How Notch Filters Are Built
In analog circuits, one classic design is the Twin-T filter. It uses two T-shaped networks of resistors and capacitors connected in parallel. One T is made from resistors across the top and a capacitor forming the leg to ground. The other T reverses this, with capacitors across the top and a resistor to ground. At one specific frequency, determined by the resistor and capacitor values, the two paths cancel each other out and the signal drops to near zero. The notch frequency occurs when the product of resistance, frequency, and capacitance equals exactly one.
In digital systems, notch filters are implemented in software or on dedicated signal-processing chips. The most common approach uses a structure called an IIR (infinite impulse response) filter, which is computationally efficient because it recycles its own previous output values as part of the calculation. Multiple IIR sections can be cascaded together to notch out a fundamental frequency and its harmonics simultaneously. Adaptive versions use algorithms that continuously adjust the notch frequency to track a moving target, which is useful when the interference frequency isn’t perfectly stable.
Tradeoffs and Limitations
Notch filters involve a fundamental tradeoff between selectivity and stability. Making the notch narrower (higher Q) means less distortion to nearby frequencies, which is desirable. But a narrower notch is also less forgiving: if the interference frequency shifts even slightly, it may fall outside the notch and pass through unfiltered.
There’s also the problem of ringing. When a signal changes abruptly, a high-Q notch filter can produce brief oscillations in its output, like a bell that keeps vibrating after being struck. The narrower the notch, the longer this ringing persists. In applications where the signal contains sudden jumps or transients, this can be a real problem, adding artificial oscillations that weren’t in the original signal.
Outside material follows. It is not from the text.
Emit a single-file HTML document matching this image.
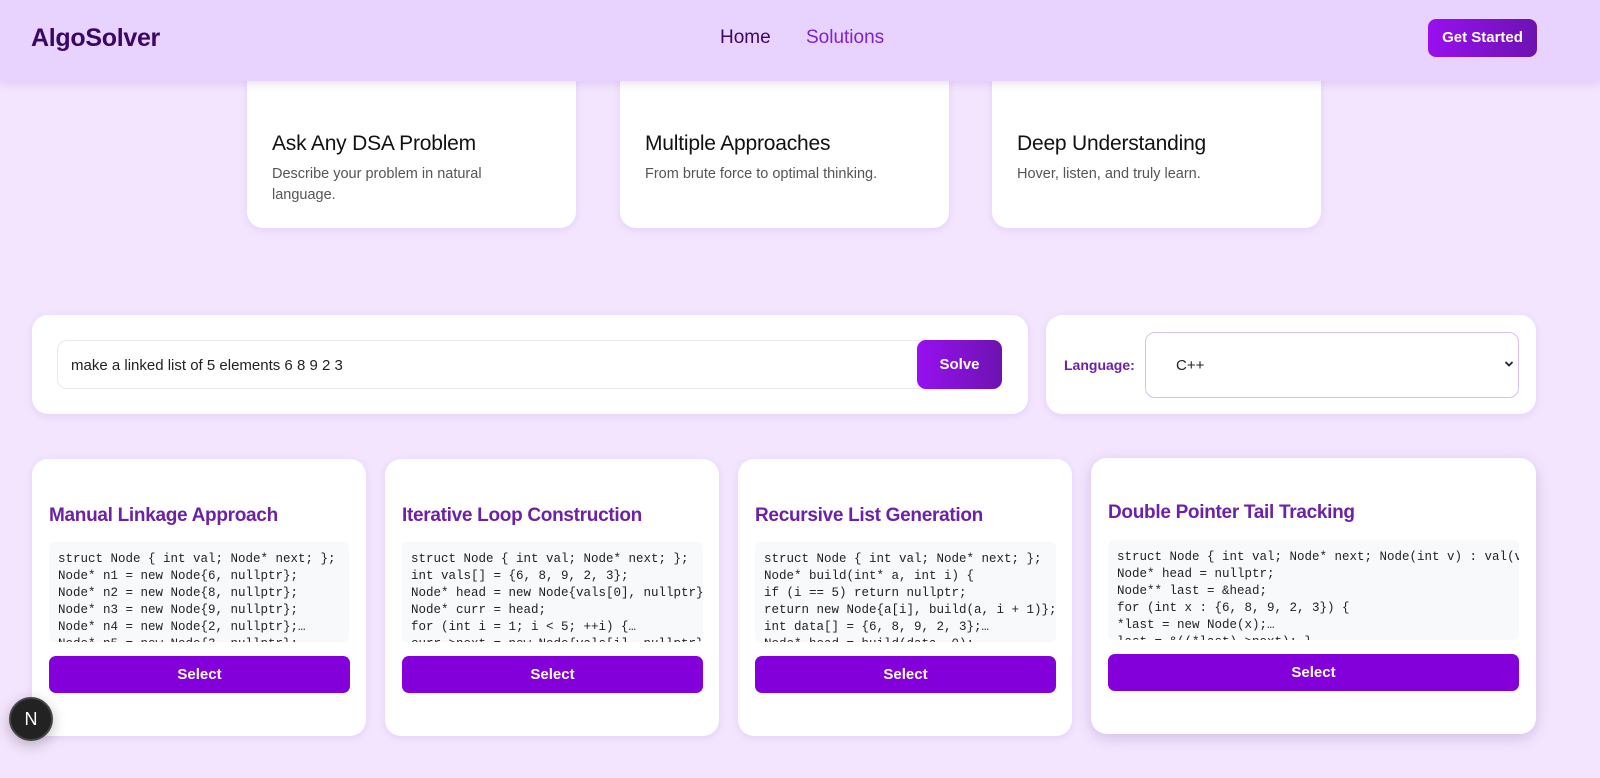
<!DOCTYPE html>
<html><head><meta charset="utf-8"><style>
*{box-sizing:border-box;margin:0;padding:0}
html,body{width:1600px;height:778px;overflow:hidden}
body{background:#f3e5fe;font-family:"Liberation Sans",sans-serif;position:relative}
.abs{position:absolute}
.card{position:absolute;background:#fff;border-radius:16px;box-shadow:0 2px 8px rgba(120,60,180,.12)}
.feat h3{position:absolute;left:25px;top:72px;font-size:21px;font-weight:normal;color:#111;letter-spacing:-.2px}
.feat p{position:absolute;left:25px;top:104px;font-size:14.5px;color:#555;line-height:21px;width:240px}
header{position:absolute;left:0;top:0;width:1600px;height:81px;background:#e8d3fe;box-shadow:0 3px 8px rgba(120,60,180,.15);z-index:5}
.appr h2{position:absolute;left:17px;top:46px;font-size:19px;font-weight:bold;color:#6b21a8;letter-spacing:-.3px;white-space:nowrap}
.code{position:absolute;left:17px;top:83px;height:100px;background:#f8f9fb;border-radius:6px;overflow:hidden;padding:9px 9px 0;font-family:"Liberation Mono",monospace;font-size:12.5px;line-height:17px;color:#222;white-space:pre}
.sel{position:absolute;left:17px;top:197px;height:37px;background:#8400db;border-radius:7px;color:#fff;font-weight:bold;font-size:15px;text-align:center;line-height:37px}
</style></head><body>
<header>
<div class="abs" style="left:31px;top:24px;font-size:25px;font-weight:bold;color:#3b0764;letter-spacing:-.3px">AlgoSolver</div>
<div class="abs" style="left:720px;top:27px;font-size:19px;color:#3b0764">Home</div>
<div class="abs" style="left:806px;top:27px;font-size:19px;color:#7e22ce">Solutions</div>
<div class="abs" style="left:1428px;top:19px;width:109px;height:38px;border-radius:8px;background:linear-gradient(90deg,#9810f0,#6d13b0);color:#fff;font-weight:bold;font-size:15px;text-align:center;line-height:38px">Get Started</div>
</header>

<div class="card feat" style="left:247px;top:60px;width:329px;height:168px"><h3>Ask Any DSA Problem</h3><p>Describe your problem in natural language.</p></div>
<div class="card feat" style="left:620px;top:60px;width:329px;height:168px"><h3>Multiple Approaches</h3><p>From brute force to optimal thinking.</p></div>
<div class="card feat" style="left:992px;top:60px;width:329px;height:168px"><h3>Deep Understanding</h3><p>Hover, listen, and truly learn.</p></div>

<div class="card" style="left:32px;top:315px;width:996px;height:99px">
<div class="abs" style="left:25px;top:25px;width:945px;height:49px;border:1px solid #e8e8ee;border-radius:10px"></div>
<div class="abs" style="left:39px;top:42px;font-size:15px;color:#222">make a linked list of 5 elements 6 8 9 2 3</div>
<div class="abs" style="left:885px;top:25px;width:85px;height:49px;border-radius:9px;background:linear-gradient(90deg,#9810f0,#6d13b0);color:#fff;font-weight:bold;font-size:15px;text-align:center;line-height:49px">Solve</div>
</div>
<div class="card" style="left:1046px;top:315px;width:490px;height:99px">
<div class="abs" style="left:18px;top:42px;font-size:14px;font-weight:bold;color:#6b21a8">Language:</div>
<div class="abs" style="left:99px;top:17px;width:374px;height:66px;border:1px solid #d8c0f0;border-radius:10px"></div>
<div class="abs" style="left:130px;top:42px;font-size:15px;color:#222">C++</div>
<svg class="abs" style="left:458px;top:45px" width="10" height="8" viewBox="0 0 10 8"><path d="M1.5 2l3.5 3.5L8.5 2" stroke="#222" stroke-width="1.8" fill="none"/></svg>
</div>

<div class="card appr" style="left:32px;top:459px;width:334px;height:277px"><h2>Manual Linkage Approach</h2>
<div class="code" style="width:300px">struct Node { int val; Node* next; };
Node* n1 = new Node{6, nullptr};
Node* n2 = new Node{8, nullptr};
Node* n3 = new Node{9, nullptr};
Node* n4 = new Node{2, nullptr};…
Node* n5 = new Node{3, nullptr};</div>
<div class="sel" style="width:301px">Select</div></div>

<div class="card appr" style="left:385px;top:459px;width:334px;height:277px"><h2>Iterative Loop Construction</h2>
<div class="code" style="width:301px">struct Node { int val; Node* next; };
int vals[] = {6, 8, 9, 2, 3};
Node* head = new Node{vals[0], nullptr};
Node* curr = head;
for (int i = 1; i &lt; 5; ++i) {…
curr->next = new Node{vals[i], nullptr};</div>
<div class="sel" style="width:301px">Select</div></div>

<div class="card appr" style="left:738px;top:459px;width:334px;height:277px"><h2>Recursive List Generation</h2>
<div class="code" style="width:301px">struct Node { int val; Node* next; };
Node* build(int* a, int i) {
if (i == 5) return nullptr;
return new Node{a[i], build(a, i + 1)}; }
int data[] = {6, 8, 9, 2, 3};…
Node* head = build(data, 0);</div>
<div class="sel" style="width:301px">Select</div></div>

<div class="card appr" style="left:1091px;top:458px;width:445px;height:276px;box-shadow:0 4px 14px rgba(80,40,140,.2)"><h2 style="top:44px">Double Pointer Tail Tracking</h2>
<div class="code" style="width:411px;top:82px">struct Node { int val; Node* next; Node(int v) : val(v), next(nullptr) {} };
Node* head = nullptr;
Node** last = &amp;head;
for (int x : {6, 8, 9, 2, 3}) {
*last = new Node(x);…
last = &amp;((*last)->next); }</div>
<div class="sel" style="width:411px;top:196px">Select</div></div>

<div class="abs" style="left:9px;top:697px;width:44px;height:44px;border-radius:50%;background:#222;border:2px solid #444;color:#fff;font-size:18px;text-align:center;line-height:40px;box-shadow:0 4px 14px rgba(0,0,0,.25)">N</div>
</body></html>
Phase shift is another consideration. A single notch filter shifts the timing relationship between different frequency components of the signal. This shift is most pronounced near the notch frequency and becomes negligible further away. For audio or communications work, this is often acceptable. For precision measurement applications, engineers sometimes run the filter in both directions (forward and backward through the data) to cancel out the phase distortion entirely, though this only works with recorded data, not live signals.